#### What to work on
Select, from the material below, each line with "screenshot" in it.

#### Task data
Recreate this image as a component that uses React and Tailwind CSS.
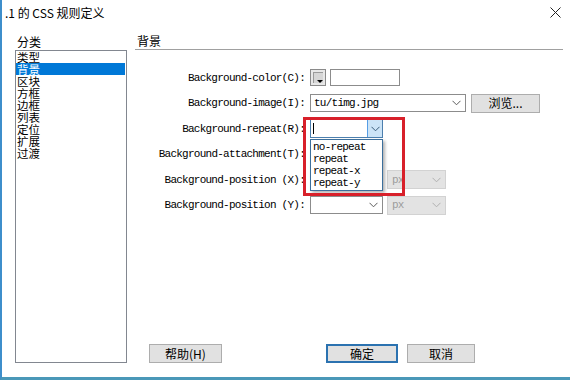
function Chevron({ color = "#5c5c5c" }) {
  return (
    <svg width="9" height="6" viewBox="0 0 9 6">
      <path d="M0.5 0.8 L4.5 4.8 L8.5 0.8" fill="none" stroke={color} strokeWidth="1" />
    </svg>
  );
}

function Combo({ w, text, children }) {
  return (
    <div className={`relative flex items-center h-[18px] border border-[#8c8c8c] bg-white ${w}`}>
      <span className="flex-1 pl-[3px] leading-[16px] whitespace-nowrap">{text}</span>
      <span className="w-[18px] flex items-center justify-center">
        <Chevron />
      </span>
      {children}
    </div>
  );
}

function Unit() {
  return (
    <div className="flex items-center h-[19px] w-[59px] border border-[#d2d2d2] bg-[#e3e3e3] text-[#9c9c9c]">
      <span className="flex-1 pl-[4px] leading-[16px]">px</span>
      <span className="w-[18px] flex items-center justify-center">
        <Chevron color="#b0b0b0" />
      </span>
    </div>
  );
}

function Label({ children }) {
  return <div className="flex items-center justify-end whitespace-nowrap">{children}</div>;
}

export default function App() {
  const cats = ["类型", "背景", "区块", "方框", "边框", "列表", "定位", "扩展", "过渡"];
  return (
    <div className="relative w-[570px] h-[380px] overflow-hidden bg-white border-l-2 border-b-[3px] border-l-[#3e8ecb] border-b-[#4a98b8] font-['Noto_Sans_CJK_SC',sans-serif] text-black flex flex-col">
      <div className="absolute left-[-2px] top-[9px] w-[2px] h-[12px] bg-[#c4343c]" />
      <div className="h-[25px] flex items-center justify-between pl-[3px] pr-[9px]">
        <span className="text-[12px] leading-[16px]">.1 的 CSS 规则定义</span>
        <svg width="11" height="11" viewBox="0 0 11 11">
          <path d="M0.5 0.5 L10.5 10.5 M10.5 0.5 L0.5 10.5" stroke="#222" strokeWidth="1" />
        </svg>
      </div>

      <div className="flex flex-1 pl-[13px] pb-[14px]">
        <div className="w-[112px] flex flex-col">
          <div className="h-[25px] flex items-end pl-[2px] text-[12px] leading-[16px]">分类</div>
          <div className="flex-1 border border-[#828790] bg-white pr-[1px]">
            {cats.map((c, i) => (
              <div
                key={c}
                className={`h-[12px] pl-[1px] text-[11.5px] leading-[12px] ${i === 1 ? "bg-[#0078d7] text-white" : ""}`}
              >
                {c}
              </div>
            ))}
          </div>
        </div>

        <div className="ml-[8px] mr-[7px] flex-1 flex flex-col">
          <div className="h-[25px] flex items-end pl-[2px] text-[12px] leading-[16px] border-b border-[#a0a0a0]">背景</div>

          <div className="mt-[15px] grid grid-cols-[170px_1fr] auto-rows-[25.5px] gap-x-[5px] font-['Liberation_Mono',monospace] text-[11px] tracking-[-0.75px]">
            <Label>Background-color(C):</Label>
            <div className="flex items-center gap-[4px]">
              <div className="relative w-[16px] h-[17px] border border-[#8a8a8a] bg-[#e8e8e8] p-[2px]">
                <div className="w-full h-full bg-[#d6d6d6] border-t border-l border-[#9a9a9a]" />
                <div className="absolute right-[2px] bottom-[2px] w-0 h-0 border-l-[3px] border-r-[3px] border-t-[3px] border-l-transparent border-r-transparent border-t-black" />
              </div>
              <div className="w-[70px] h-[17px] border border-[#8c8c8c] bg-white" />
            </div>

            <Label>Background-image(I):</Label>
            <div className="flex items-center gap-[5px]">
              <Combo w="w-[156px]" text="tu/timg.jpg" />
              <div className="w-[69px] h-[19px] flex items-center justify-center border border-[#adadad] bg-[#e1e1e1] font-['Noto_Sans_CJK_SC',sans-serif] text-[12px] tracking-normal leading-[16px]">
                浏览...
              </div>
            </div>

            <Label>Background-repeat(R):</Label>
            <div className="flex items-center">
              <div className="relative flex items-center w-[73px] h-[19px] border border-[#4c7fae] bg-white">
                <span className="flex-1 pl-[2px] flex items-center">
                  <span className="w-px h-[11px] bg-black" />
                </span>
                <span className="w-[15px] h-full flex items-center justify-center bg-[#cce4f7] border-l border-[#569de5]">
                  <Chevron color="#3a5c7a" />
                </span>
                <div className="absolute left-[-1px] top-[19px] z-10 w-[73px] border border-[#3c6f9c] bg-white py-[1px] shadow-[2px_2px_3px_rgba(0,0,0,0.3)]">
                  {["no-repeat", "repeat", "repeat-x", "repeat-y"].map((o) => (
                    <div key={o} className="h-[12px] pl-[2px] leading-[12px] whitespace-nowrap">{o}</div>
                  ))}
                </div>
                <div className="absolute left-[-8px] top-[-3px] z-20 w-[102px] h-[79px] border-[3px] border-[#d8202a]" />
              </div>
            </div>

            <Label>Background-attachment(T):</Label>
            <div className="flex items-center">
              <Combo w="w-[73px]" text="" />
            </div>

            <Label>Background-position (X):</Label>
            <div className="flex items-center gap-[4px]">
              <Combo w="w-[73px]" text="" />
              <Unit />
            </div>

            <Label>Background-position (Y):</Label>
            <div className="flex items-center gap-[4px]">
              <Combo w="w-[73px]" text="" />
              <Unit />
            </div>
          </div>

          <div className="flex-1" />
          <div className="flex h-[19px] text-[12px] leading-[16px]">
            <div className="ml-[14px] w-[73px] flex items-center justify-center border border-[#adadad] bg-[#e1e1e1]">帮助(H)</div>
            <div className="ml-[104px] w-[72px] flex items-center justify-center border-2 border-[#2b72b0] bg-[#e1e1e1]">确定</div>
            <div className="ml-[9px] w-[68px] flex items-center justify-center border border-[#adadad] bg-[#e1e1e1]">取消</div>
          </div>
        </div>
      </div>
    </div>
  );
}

---

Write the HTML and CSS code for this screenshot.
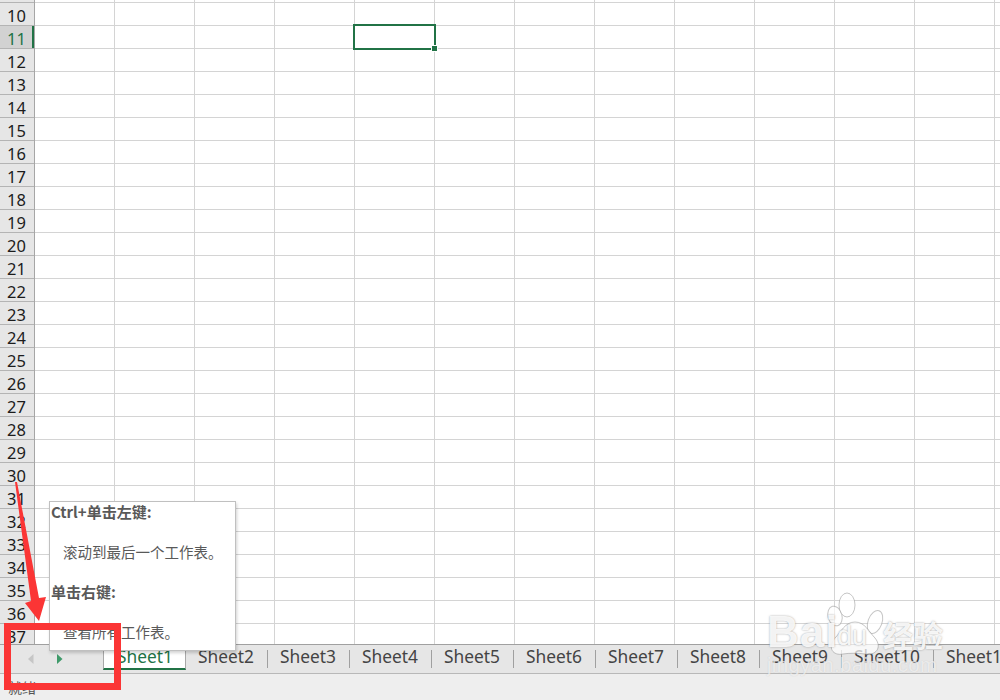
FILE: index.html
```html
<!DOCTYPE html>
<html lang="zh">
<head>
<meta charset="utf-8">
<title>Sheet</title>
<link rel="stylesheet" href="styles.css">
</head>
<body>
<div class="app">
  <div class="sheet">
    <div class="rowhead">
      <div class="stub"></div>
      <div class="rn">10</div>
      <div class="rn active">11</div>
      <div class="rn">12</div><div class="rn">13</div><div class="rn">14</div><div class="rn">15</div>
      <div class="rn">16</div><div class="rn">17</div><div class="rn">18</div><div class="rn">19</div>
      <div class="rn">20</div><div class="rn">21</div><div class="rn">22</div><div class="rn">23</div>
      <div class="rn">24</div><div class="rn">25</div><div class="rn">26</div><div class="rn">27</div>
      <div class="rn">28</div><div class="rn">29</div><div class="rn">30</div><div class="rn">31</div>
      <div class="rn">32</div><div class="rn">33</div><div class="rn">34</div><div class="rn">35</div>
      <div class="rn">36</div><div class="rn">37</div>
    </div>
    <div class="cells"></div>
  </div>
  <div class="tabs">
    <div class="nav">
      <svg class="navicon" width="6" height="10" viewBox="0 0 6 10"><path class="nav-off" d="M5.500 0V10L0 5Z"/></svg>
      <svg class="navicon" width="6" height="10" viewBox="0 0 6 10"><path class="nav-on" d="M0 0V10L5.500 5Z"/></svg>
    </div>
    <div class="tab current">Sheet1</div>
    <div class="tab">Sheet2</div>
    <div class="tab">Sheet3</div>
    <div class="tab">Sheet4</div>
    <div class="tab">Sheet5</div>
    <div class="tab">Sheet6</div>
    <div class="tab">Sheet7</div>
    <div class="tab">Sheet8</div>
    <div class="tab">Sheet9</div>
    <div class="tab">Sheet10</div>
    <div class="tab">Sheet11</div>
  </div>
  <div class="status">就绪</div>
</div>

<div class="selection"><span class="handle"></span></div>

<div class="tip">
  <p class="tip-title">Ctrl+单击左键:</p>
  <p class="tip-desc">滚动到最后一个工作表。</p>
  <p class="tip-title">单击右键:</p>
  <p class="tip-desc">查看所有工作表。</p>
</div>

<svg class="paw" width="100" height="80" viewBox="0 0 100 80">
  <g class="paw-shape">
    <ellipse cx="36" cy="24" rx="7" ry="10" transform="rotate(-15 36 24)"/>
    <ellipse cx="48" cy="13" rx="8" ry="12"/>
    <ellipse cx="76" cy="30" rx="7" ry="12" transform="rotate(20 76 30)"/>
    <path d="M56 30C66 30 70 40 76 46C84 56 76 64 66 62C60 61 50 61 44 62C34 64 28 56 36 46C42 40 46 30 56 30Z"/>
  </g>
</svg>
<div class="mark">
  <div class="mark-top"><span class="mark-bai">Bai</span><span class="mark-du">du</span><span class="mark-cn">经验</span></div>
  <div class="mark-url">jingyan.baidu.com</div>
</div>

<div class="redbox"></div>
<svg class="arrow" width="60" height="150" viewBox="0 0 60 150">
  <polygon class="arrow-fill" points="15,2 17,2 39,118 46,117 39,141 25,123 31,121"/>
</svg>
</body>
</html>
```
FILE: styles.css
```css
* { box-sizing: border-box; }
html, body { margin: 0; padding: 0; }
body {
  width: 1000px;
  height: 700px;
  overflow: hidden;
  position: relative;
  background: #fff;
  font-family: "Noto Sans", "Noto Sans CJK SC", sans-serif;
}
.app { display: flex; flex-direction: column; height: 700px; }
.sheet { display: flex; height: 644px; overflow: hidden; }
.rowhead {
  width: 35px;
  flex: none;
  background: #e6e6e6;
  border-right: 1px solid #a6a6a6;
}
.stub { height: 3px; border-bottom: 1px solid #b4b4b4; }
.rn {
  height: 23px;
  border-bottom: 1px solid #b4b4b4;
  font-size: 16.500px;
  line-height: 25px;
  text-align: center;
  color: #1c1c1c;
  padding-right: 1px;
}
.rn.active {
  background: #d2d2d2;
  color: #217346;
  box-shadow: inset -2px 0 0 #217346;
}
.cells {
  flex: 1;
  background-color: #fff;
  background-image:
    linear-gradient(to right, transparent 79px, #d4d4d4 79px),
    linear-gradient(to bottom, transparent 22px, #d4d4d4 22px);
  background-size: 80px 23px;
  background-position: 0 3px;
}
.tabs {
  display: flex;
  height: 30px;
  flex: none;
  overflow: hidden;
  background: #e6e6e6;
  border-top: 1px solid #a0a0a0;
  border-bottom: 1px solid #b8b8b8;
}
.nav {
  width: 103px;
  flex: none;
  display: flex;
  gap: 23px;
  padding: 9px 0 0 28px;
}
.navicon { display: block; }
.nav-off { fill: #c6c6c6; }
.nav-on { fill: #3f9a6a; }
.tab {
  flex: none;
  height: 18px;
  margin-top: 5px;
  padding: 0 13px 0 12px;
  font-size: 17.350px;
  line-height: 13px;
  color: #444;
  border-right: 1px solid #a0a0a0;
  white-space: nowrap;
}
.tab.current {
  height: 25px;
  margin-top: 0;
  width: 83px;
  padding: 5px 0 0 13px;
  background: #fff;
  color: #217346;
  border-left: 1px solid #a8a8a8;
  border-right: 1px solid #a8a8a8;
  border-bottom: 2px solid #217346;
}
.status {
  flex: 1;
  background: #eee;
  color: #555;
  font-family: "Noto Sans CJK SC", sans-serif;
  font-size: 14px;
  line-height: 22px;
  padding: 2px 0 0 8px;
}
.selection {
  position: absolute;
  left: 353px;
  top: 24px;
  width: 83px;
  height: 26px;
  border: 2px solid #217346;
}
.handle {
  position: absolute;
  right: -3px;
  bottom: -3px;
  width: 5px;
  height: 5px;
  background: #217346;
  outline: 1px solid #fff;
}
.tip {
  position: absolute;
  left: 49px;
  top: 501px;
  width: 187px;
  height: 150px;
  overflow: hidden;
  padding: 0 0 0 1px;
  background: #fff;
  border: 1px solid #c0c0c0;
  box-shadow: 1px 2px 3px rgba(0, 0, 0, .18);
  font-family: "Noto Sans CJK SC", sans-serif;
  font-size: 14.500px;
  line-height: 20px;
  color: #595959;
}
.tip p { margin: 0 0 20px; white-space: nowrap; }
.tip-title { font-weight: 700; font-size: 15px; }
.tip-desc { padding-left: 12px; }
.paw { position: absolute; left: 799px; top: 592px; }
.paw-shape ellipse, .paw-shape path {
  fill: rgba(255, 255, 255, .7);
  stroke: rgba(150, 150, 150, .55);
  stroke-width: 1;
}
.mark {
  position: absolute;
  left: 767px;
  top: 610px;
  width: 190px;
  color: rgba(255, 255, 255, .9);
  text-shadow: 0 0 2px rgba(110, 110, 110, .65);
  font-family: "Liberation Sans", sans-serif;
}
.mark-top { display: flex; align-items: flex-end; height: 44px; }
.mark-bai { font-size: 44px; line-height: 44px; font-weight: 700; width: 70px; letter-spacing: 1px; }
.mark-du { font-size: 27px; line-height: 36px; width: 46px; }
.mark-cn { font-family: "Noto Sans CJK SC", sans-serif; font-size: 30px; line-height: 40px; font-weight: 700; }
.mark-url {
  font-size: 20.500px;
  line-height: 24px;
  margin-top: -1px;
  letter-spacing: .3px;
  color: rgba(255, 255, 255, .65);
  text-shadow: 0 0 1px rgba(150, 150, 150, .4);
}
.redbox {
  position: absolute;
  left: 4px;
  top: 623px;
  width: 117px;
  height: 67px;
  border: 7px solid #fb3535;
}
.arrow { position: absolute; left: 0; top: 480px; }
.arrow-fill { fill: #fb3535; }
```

---

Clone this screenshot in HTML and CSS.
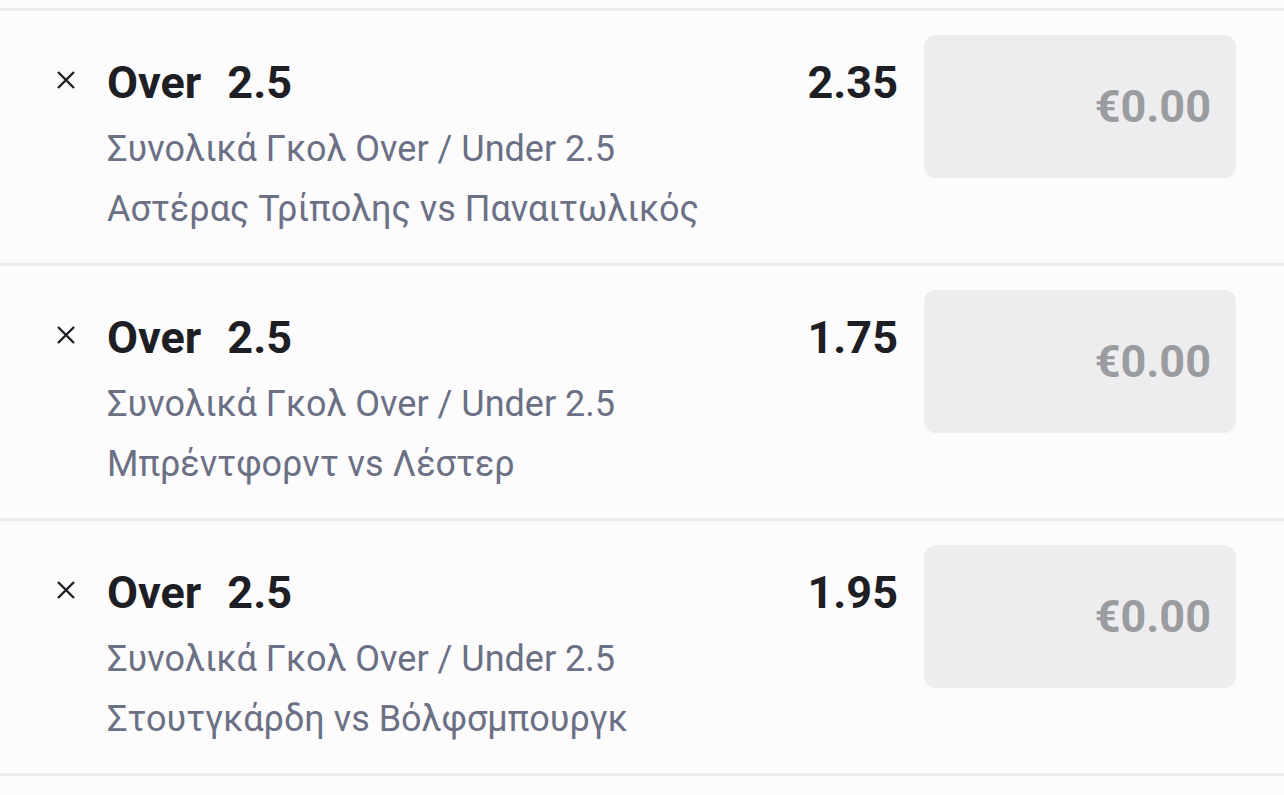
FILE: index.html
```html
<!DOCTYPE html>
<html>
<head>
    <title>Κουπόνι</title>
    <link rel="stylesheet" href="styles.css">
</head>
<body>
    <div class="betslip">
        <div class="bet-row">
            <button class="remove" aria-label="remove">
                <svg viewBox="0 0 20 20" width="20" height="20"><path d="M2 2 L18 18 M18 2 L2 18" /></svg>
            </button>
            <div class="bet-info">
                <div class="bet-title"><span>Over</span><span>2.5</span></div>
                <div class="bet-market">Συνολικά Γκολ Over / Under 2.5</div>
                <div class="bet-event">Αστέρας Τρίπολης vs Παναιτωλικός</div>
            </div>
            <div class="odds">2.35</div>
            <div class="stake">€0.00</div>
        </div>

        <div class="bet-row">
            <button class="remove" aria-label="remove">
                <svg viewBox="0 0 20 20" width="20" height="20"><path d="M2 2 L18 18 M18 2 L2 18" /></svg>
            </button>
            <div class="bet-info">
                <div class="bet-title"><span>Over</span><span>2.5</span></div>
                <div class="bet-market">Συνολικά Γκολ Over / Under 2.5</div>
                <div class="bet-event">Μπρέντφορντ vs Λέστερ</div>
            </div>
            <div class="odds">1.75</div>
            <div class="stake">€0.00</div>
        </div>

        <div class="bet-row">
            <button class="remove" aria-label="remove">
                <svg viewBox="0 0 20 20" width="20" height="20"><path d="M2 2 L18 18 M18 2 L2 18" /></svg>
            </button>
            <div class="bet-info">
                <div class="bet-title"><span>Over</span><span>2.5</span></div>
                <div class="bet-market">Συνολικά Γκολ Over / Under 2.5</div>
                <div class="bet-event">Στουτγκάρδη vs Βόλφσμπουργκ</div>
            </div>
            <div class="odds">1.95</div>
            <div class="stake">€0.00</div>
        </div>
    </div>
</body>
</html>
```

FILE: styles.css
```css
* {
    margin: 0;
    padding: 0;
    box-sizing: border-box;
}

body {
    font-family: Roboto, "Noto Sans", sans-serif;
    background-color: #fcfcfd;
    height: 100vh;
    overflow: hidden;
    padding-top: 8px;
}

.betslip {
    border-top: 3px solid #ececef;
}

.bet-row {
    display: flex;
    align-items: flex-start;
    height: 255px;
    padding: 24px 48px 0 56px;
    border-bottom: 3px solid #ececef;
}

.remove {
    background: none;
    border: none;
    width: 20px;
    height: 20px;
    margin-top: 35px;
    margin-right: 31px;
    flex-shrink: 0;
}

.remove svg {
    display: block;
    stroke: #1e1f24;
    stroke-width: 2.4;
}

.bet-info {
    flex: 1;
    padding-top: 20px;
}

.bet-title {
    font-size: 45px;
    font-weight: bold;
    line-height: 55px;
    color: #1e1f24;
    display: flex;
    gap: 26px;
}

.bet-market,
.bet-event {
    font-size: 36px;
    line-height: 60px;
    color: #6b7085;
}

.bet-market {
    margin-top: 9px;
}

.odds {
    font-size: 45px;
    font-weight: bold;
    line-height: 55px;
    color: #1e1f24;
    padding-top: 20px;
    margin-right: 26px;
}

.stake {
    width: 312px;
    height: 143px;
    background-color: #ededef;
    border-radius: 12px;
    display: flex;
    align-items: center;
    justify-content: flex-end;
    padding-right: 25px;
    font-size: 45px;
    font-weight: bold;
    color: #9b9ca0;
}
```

#### Task answer
Write the HTML and CSS code for this screenshot.
Clone this screenshot in HTML and CSS.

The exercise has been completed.